EUR/USD hovered up and down yesterday, but USD strength finally prevailed. After some caution in Asia, the risk rally continued as officials confirmed the US and China intended rolling back tariffs in case a partial agreement. EUR/USD initially gained on the optimism, but the rebound stalled soon. The EC further downgrading its EMU outlook was a potential euro negative. US and European yields both rallied further, but the short-term interest rate differential still widened in favour of the dollar. EUR/USD dropped from the 1.1090 area to close at 1.1050. USD/JPY rebounded north of 109 to close at 109.28.

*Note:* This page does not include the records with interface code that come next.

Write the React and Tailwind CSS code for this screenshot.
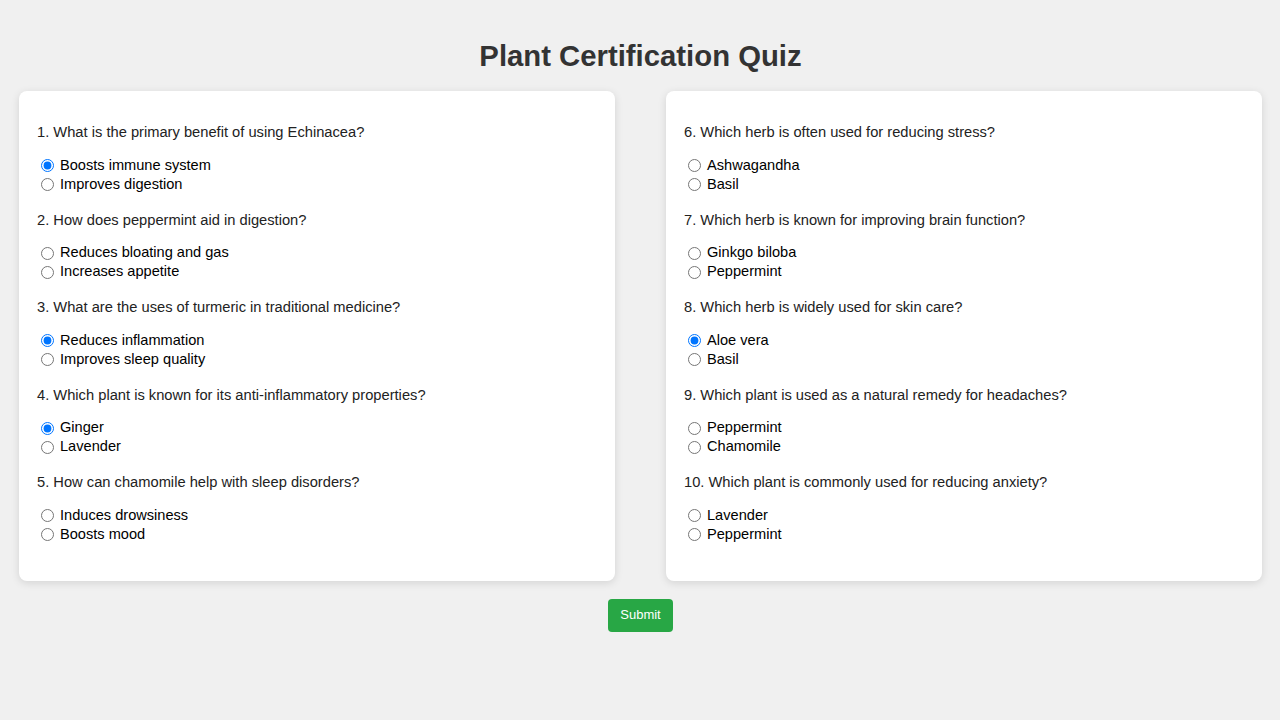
import React from 'react';

const left = [
  { q: '1. What is the primary benefit of using Echinacea?', opts: ['Boosts immune system', 'Improves digestion'], checked: 0 },
  { q: '2. How does peppermint aid in digestion?', opts: ['Reduces bloating and gas', 'Increases appetite'], checked: null },
  { q: '3. What are the uses of turmeric in traditional medicine?', opts: ['Reduces inflammation', 'Improves sleep quality'], checked: 0 },
  { q: '4. Which plant is known for its anti-inflammatory properties?', opts: ['Ginger', 'Lavender'], checked: 0 },
  { q: '5. How can chamomile help with sleep disorders?', opts: ['Induces drowsiness', 'Boosts mood'], checked: null },
];

const right = [
  { q: '6. Which herb is often used for reducing stress?', opts: ['Ashwagandha', 'Basil'], checked: null },
  { q: '7. Which herb is known for improving brain function?', opts: ['Ginkgo biloba', 'Peppermint'], checked: null },
  { q: '8. Which herb is widely used for skin care?', opts: ['Aloe vera', 'Basil'], checked: 0 },
  { q: '9. Which plant is used as a natural remedy for headaches?', opts: ['Peppermint', 'Chamomile'], checked: null },
  { q: '10. Which plant is commonly used for reducing anxiety?', opts: ['Lavender', 'Peppermint'], checked: null },
];

function Question({ item, name }) {
  return (
    <div className="pt-[14px] pb-[3.5px]">
      <p className="text-[14.7px] leading-[17px] text-[#222]">{item.q}</p>
      <div className="mt-[15px]">
        {item.opts.map((opt, i) => (
          <label key={opt} className="flex h-[19px] items-center text-[14.6px] text-black">
            <input
              type="radio"
              name={name}
              defaultChecked={item.checked === i}
              className="m-0 ml-[4px] mr-[6px] h-[13px] w-[13px]"
            />
            {opt}
          </label>
        ))}
      </div>
    </div>
  );
}

function Panel({ items, prefix }) {
  return (
    <div className="w-[596px] rounded-lg bg-white px-[18px] pt-[19px] pb-[33px] shadow-[0_2px_8px_rgba(0,0,0,0.12)]">
      {items.map((item, i) => (
        <Question key={item.q} item={item} name={`${prefix}${i}`} />
      ))}
    </div>
  );
}

export default function App() {
  return (
    <div className="min-h-[720px] bg-[#f0f0f0] pl-[19px] pr-[18px] pt-[38px] font-['Liberation_Sans',Arial,sans-serif]">
      <h1 className="text-center text-[29.3px] font-bold leading-[36px] text-[#333]">Plant Certification Quiz</h1>
      <div className="mt-[17px] flex justify-between">
        <Panel items={left} prefix="l" />
        <Panel items={right} prefix="r" />
      </div>
      <div className="mt-[18px] flex justify-center">
        <button className="h-[33px] w-[65px] rounded bg-[#28a745] text-[13px] text-white">Submit</button>
      </div>
    </div>
  );
}
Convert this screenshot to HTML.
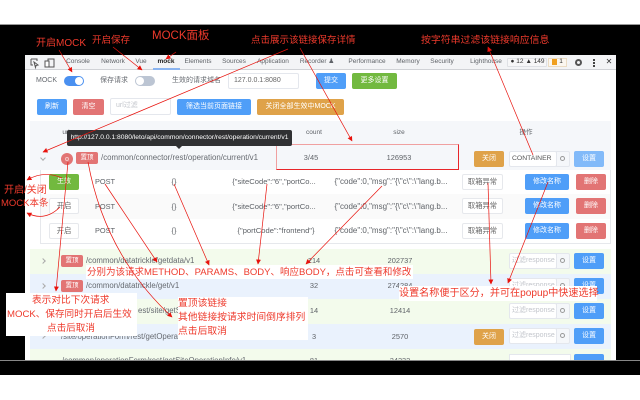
<!DOCTYPE html>
<html lang="zh"><head><meta charset="utf-8"><style>
html,body{margin:0;padding:0;background:#fff}
#p{position:relative;width:640px;height:400px;overflow:hidden;background:#fff;font-family:"Liberation Sans","Noto Sans CJK SC",sans-serif}
#p div{position:absolute;box-sizing:border-box;white-space:nowrap}
.t{font-size:6.5px;color:#5f6368;line-height:10px;height:10px;transform:translate(-50%,0)}
.n{font-size:7.4px}
.j{font-size:7.6px}
.k{font-size:8px}
.g{font-size:7.8px;color:#666a70;line-height:10px;height:10px}
.b{border-radius:2px;color:#fff;font-size:7px;text-align:center}
.bl{background:#4f9ef8}.rd{background:#e27474}.or{background:#dfa249}.gr{background:#72b93f}
.w{background:#fff;border:1px solid #e6e8ec;color:#666;border-radius:2px;font-size:7.3px;text-align:center}
.r{color:#ee3a2c;line-height:1.2}
.f{background:#fff;border:1px solid #e4e7ed;border-radius:2px;color:#c3c6cc;font-size:7px;line-height:14px;padding-left:2px;overflow:hidden}
.s{background:#f5f7fa;border:1px solid #e4e7ed;border-radius:0 2px 2px 0}
.s:after{content:"";position:absolute;left:3px;top:4px;width:5px;height:5px;box-sizing:border-box;border:1px solid #999;border-radius:50%}
.c{width:4px;height:4px;border-right:1px solid #aaa;border-top:1px solid #aaa;transform:rotate(45deg)}
</style></head><body><div id="p">
<div style="left:0;top:24px;width:640px;height:351px;background:#000;border-top:1px solid #999"></div>
<div style="left:25px;top:55px;width:591px;height:305px;background:#fff"></div>

<!-- tab bar -->
<div style="left:25px;top:55px;width:591px;height:15px;background:#f3f4f6;border-bottom:1px solid #d0d2d6"></div>
<div class="t" style="left:78px;top:57px">Console</div>
<div class="t" style="left:113px;top:57px">Network</div>
<div class="t" style="left:141px;top:57px">Vue</div>
<div class="t" style="left:166px;top:57px;color:#222;font-weight:bold">mock</div>
<div style="left:153px;top:68px;width:27px;height:2px;background:#8ab4f0"></div>
<div class="t" style="left:198px;top:57px">Elements</div>
<div class="t" style="left:234px;top:57px">Sources</div>
<div class="t" style="left:273px;top:57px">Application</div>
<div class="t" style="left:317px;top:57px">Recorder ♟</div>
<div class="t" style="left:367px;top:57px">Performance</div>
<div class="t" style="left:408px;top:57px">Memory</div>
<div class="t" style="left:442px;top:57px">Security</div>
<div class="t" style="left:486px;top:57px">Lighthouse</div>
<div style="left:507px;top:58px;width:40px;height:9px;border:1px solid #dfe1e5;border-radius:1px;background:#f7f7f8"></div>
<div class="t" style="left:517px;top:57px;color:#333">● 12</div>
<div class="t" style="left:535px;top:57px;color:#333">▲ 149</div>
<div style="left:548px;top:58px;width:19px;height:9px;border:1px solid #ebdcc4;background:#fbf7f0"></div>
<div style="left:552px;top:59px;width:5px;height:6px;background:#f0a020"></div>
<div class="t" style="left:561px;top:57px;color:#333">1</div>
<div style="left:575px;top:59px;width:7px;height:7px;border-radius:50%;border:2px solid #555"></div>
<div style="left:593px;top:59px;width:2px;height:2px;background:#444;box-shadow:0 3px 0 #444,0 6px 0 #444"></div>
<div class="t" style="left:609px;top:57px;color:#333;font-size:8px">✕</div>
<svg style="position:absolute;left:25px;top:55px" width="40" height="15"><path d="M6 4h6v2M6 4v6h2M9 7l4 3-2 .5-.5 2z" fill="none" stroke="#555" stroke-width="1"/><rect x="23" y="4" width="6" height="8" fill="none" stroke="#555"/><rect x="20" y="6" width="4" height="6" fill="#fff" stroke="#555"/></svg>

<!-- row 1 settings -->
<div class="g" style="left:36px;top:76px;font-size:7px">MOCK</div>
<div style="left:64px;top:76px;width:20px;height:10px;border-radius:5px;background:#4a90f0"></div>
<div style="left:75px;top:77px;width:8px;height:8px;border-radius:50%;background:#fff"></div>
<div class="g" style="left:100px;top:76px;font-size:7px">保存请求</div>
<div style="left:135px;top:76px;width:20px;height:10px;border-radius:5px;background:#bcc5d3"></div>
<div style="left:136px;top:77px;width:8px;height:8px;border-radius:50%;background:#fff"></div>
<div class="g" style="left:172px;top:76px;font-size:7px">生效的请求域名</div>
<div class="f" style="left:228px;top:73px;width:71px;height:16px;color:#666;padding-left:5px;line-height:14px;font-size:7px">127.0.0.1:8080</div>
<div class="b bl" style="left:316px;top:73px;width:30px;height:16px;line-height:16px">提交</div>
<div class="b gr" style="left:352px;top:73px;width:45px;height:16px;line-height:16px">更多设置</div>

<!-- row 2 -->
<div class="b bl" style="left:37px;top:99px;width:30px;height:16px;line-height:16px">刷新</div>
<div class="b rd" style="left:73px;top:99px;width:31px;height:16px;line-height:16px">清空</div>
<div class="f" style="left:110px;top:98px;width:61px;height:17px;padding-left:5px;font-size:7px">url过滤</div>
<div class="b bl" style="left:177px;top:99px;width:74px;height:16px;line-height:16px">筛选当前页面链接</div>
<div class="b or" style="left:257px;top:99px;width:87px;height:16px;line-height:16px">关闭全部生效中MOCK</div>

<!-- table -->
<div style="left:30px;top:121px;width:581px;height:49px;background:#f5f7fa"></div>
<div class="t" style="left:66px;top:128px">url</div>
<div class="t" style="left:314px;top:128px">count</div>
<div class="t" style="left:399px;top:128px">size</div>
<div class="t" style="left:526px;top:128px">操作</div>
<div class="c" style="left:41px;top:156px;transform:rotate(135deg)"></div>
<div style="left:61px;top:153px;width:12px;height:12px;border-radius:50%;background:#e27474"></div>
<div style="left:65px;top:157px;width:4px;height:4px;border-radius:50%;border:1px solid #f4c4c4"></div>
<div class="b rd" style="left:76px;top:152px;width:22px;height:12px;line-height:12px;font-size:6.5px">置顶</div>
<div class="g" style="left:101px;top:153px;font-size:7.9px">/common/connector/rest/operation/current/v1</div>
<div class="t n" style="left:311px;top:153px">3/45</div>
<div class="t n" style="left:399px;top:153px">126953</div>
<div style="left:276px;top:144px;width:183px;height:26px;border:1px solid #e8262a;border-left-color:#f0a0a0;border-top-color:#f0a0a0"></div>
<div class="b or" style="left:474px;top:151px;width:30px;height:16px;line-height:16px">关闭</div>
<div class="f" style="left:509px;top:151px;width:48px;height:16px;color:#555;font-size:6.8px">CONTAINER</div>
<div class="s" style="left:556px;top:151px;width:14px;height:16px"></div>
<div class="b" style="left:574px;top:151px;width:30px;height:16px;line-height:16px;background:#82baf9">设置</div>

<!-- sub table -->
<div style="left:40px;top:170px;width:571px;height:74px;background:#fff;border:1px solid #e6e8ec;border-top:0"></div>
<div style="left:41px;top:194px;width:569px;height:25px;background:#fafafa"></div>
<div class="b gr" style="left:49px;top:174px;width:30px;height:16px;line-height:16px">生效</div>
<div class="w" style="left:49px;top:198px;width:30px;height:16px;line-height:14px">开启</div>
<div class="w" style="left:49px;top:223px;width:30px;height:16px;line-height:14px">开启</div>
<div class="t n" style="left:105px;top:177px">POST</div><div class="t n" style="left:105px;top:202px">POST</div><div class="t n" style="left:105px;top:226px">POST</div>
<div class="t n" style="left:174px;top:177px">{}</div><div class="t n" style="left:174px;top:202px">{}</div><div class="t n" style="left:174px;top:226px">{}</div>
<div class="t j" style="left:274px;top:177px">{"siteCode":"6","portCo...</div>
<div class="t j" style="left:274px;top:202px">{"siteCode":"6","portCo...</div>
<div class="t j" style="left:276px;top:226px">{"portCode":"frontend"}</div>
<div class="t k" style="left:391px;top:177px">{"code":0,"msg":"{\"c\":\"lang.b...</div>
<div class="t k" style="left:391px;top:202px">{"code":0,"msg":"{\"c\":\"lang.b...</div>
<div class="t k" style="left:391px;top:226px">{"code":0,"msg":"{\"c\":\"lang.b...</div>
<div class="w" style="left:462px;top:174px;width:41px;height:16px;line-height:14px">取箱异常</div>
<div class="w" style="left:462px;top:198px;width:41px;height:16px;line-height:14px">取箱异常</div>
<div class="w" style="left:462px;top:223px;width:41px;height:16px;line-height:14px">取箱异常</div>
<div class="b bl" style="left:525px;top:174px;width:44px;height:16px;line-height:16px">修改名称</div>
<div class="b bl" style="left:525px;top:198px;width:44px;height:16px;line-height:16px">修改名称</div>
<div class="b bl" style="left:525px;top:223px;width:44px;height:16px;line-height:16px">修改名称</div>
<div class="b rd" style="left:576px;top:174px;width:30px;height:16px;line-height:16px">删除</div>
<div class="b rd" style="left:576px;top:198px;width:30px;height:16px;line-height:16px">删除</div>
<div class="b rd" style="left:576px;top:223px;width:30px;height:16px;line-height:16px">删除</div>

<!-- colored rows -->
<div style="left:30px;top:249px;width:581px;height:25px;background:#f3fbec"></div>
<div style="left:30px;top:274px;width:581px;height:25px;background:#eaf2fd"></div>
<div style="left:30px;top:299px;width:581px;height:25px;background:#f3fbec"></div>
<div style="left:30px;top:324px;width:581px;height:25px;background:#eaf2fd"></div>
<div style="left:30px;top:349px;width:581px;height:11px;background:#f3fbec"></div>

<div class="b rd" style="left:61px;top:255px;width:22px;height:12px;line-height:12px;font-size:6.5px">置顶</div>
<div class="b rd" style="left:61px;top:280px;width:22px;height:12px;line-height:12px;font-size:6.5px">置顶</div>
<div class="c" style="left:41px;top:259px"></div>
<div class="c" style="left:41px;top:284px"></div>
<div class="c" style="left:41px;top:334px"></div>
<div class="g" style="left:86px;top:256px">/common/datatrickle/getdata/v1</div>
<div class="g" style="left:86px;top:281px">/common/datatrickle/get/v1</div>
<div class="g" style="left:138px;top:306px">est/site/getSite</div>
<div class="g" style="left:61px;top:332px">/site/operationForm/rest/getOperationForm</div>
<div class="g" style="left:62px;top:356px">/common/operationForm/rest/getSiteOperationInfo/v1</div>
<div class="t n" style="left:400px;top:256px">202737</div>
<div class="t n" style="left:400px;top:281px">274284</div>
<div class="t n" style="left:400px;top:306px">12414</div>
<div class="t n" style="left:400px;top:332px">2570</div>
<div class="t n" style="left:400px;top:356px">24232</div>
<div class="t n" style="left:314px;top:256px">214</div>
<div class="t n" style="left:314px;top:281px">32</div>
<div class="t n" style="left:314px;top:306px">14</div>
<div class="t n" style="left:314px;top:332px">3</div>
<div class="t n" style="left:314px;top:356px">81</div>
<div class="b or" style="left:474px;top:329px;width:30px;height:16px;line-height:16px">关闭</div>

<div class="f" style="left:509px;top:253px;width:48px;height:16px">过滤response</div><div class="s" style="left:556px;top:253px;width:14px;height:16px"></div><div class="b bl" style="left:574px;top:253px;width:30px;height:16px;line-height:16px">设置</div>
<div class="f" style="left:509px;top:278px;width:48px;height:16px">过滤response</div><div class="s" style="left:556px;top:278px;width:14px;height:16px"></div><div class="b bl" style="left:574px;top:278px;width:30px;height:16px;line-height:16px">设置</div>
<div class="f" style="left:509px;top:303px;width:48px;height:16px">过滤response</div><div class="s" style="left:556px;top:303px;width:14px;height:16px"></div><div class="b bl" style="left:574px;top:303px;width:30px;height:16px;line-height:16px">设置</div>
<div class="f" style="left:509px;top:328px;width:48px;height:16px">过滤response</div><div class="s" style="left:556px;top:328px;width:14px;height:16px"></div><div class="b bl" style="left:574px;top:328px;width:30px;height:16px;line-height:16px">设置</div>
<div style="left:509px;top:354px;width:62px;height:6px;background:#fff;border:1px solid #e4e7ed;border-bottom:0"></div>
<div class="b bl" style="left:574px;top:354px;width:30px;height:6px;border-radius:2px 2px 0 0"></div>

<!-- bottom black strip clips the last row -->
<div style="left:0;top:360px;width:640px;height:15px;background:#000;border-top:1px solid #888"></div>

<!-- tooltip -->
<div style="left:67px;top:130px;width:225px;height:16px;background:#303133;border-radius:2px;color:#fff;font-size:6.7px;line-height:16px;text-align:center">http://127.0.0.1:8080/leto/api/common/connector/rest/operation/current/v1</div>
<div style="left:176px;top:146px;width:0;height:0;border:3px solid transparent;border-top-color:#303133"></div>

<!-- white note boxes -->
<div style="left:6px;top:293px;width:131px;height:43px;background:#fff"></div>
<div style="left:178px;top:297px;width:130px;height:43px;background:#fff"></div>
<div style="left:86px;top:265px;width:327px;height:14px;background:#fff"></div>
<div style="left:399px;top:286px;width:198px;height:15px;background:#fff"></div>

<!-- annotations -->
<svg style="position:absolute;left:0;top:0" width="640" height="400">
<defs><marker id="a" markerUnits="userSpaceOnUse" markerWidth="5" markerHeight="5" refX="4.5" refY="2.5" orient="auto"><path d="M0 0L5 2.5L0 5z" fill="#e8120c"/></marker></defs>
<g fill="none" stroke="#e8120c" stroke-width=".7" marker-end="url(#a)">
<path d="M59 50L72 72"/><path d="M113 47L142 70"/><path d="M176 52L166 59"/>
<path d="M288 49L43 152"/><path d="M300 48L352 141"/><path d="M533 155L488 47"/>
<path d="M68 162L56 291"/><path d="M88 162Q105 255 172 317"/>
<path d="M105 184L157 262"/><path d="M174 184L209 265"/><path d="M267 184L258 264"/><path d="M382 186L306 264"/>
<path d="M488 183L491 284"/><path d="M548 182L508 283"/>
<path d="M62 178Q44 170 27 180"/><path d="M60 207Q45 222 27 213"/>
</g></svg>
<div class="r" style="left:36px;top:38px;font-size:10px">开启MOCK</div>
<div class="r" style="left:92px;top:35px;font-size:9.5px">开启保存</div>
<div class="r" style="left:152px;top:30px;font-size:11.5px">MOCK面板</div>
<div class="r" style="left:251px;top:35px;font-size:9.5px">点击展示该链接保存详情</div>
<div class="r" style="left:421px;top:35px;font-size:9.9px">按字符串过滤该链接响应信息</div>
<div class="r" style="left:4px;top:185px;font-size:10px">开启/关闭</div>
<div class="r" style="left:1px;top:198px;font-size:9.5px">MOCK本条</div>
<div class="r" style="left:87px;top:267px;font-size:9.5px">分别为该请求METHOD、PARAMS、BODY、响应BODY，点击可查看和修改</div>
<div class="r" style="left:32px;top:295px;font-size:9.7px">表示对比下次请求</div>
<div class="r" style="left:7px;top:309px;font-size:9.6px">MOCK、保存同时开启后生效</div>
<div class="r" style="left:47px;top:323px;font-size:9.6px">点击后取消</div>
<div class="r" style="left:178px;top:298px;font-size:9.8px">置顶该链接</div>
<div class="r" style="left:178px;top:312px;font-size:9.8px">其他链接按请求时间倒序排列</div>
<div class="r" style="left:178px;top:326px;font-size:9.8px">点击后取消</div>
<div class="r" style="left:399px;top:288px;font-size:10.1px">设置名称便于区分，并可在popup中快速选择</div>
</div></body></html>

This morning, the risk rally looks like running into resistance after substantial gains earlier this week. The rise in global yields at least takes a pause and so does the dollar (trade-weighted dollar DXY at 98.12). USD/JPY stabilizes in the 109.25 area. The yen hardly reacted to PM Abe calling for fiscal stimulus. The RBA in the quarterly policy statement sounded quite dovish on wage growth and inflation over the policy horizon. The Aussie dollar dropped back below the AUD/USD 0.69 level.

There are only second tier data in Europe today. In the US, the University of Michigan consumer confidence is expected little changed (95.5) after a decent rebound over the previous two months. Any impact on the dollar should be limited. After the recent rally, quite some good news should be discounted, also in the interest rate markets. At least this week, the dollar profited from positive trade headlines and the rise in yields. This USD rebound might slow going into the weekend. This especially applies to USD/JPY. At same time, recent EUR/USD price action was a bit disappointing. The October rebound has stalled, and the pair dropped below the 1.1073 neckline, making the picture gain more neutral short term. The 1.10 area markets the next ST support.

The focus for sterling trading turned temporarily from the elections/Brexit to the BoE monetary policy assessment yesterday. The BoE still indicates that rates will might have to be raised slightly over the policy horizon, but two MPC members voted for a rate cut. Sterling spiked briefly lower, but the move was soon reversed. EUR/GBP closed marginally stronger at 0.8629. For today, we expect more technical trading in the lower 0.86 area as the election campaign continues.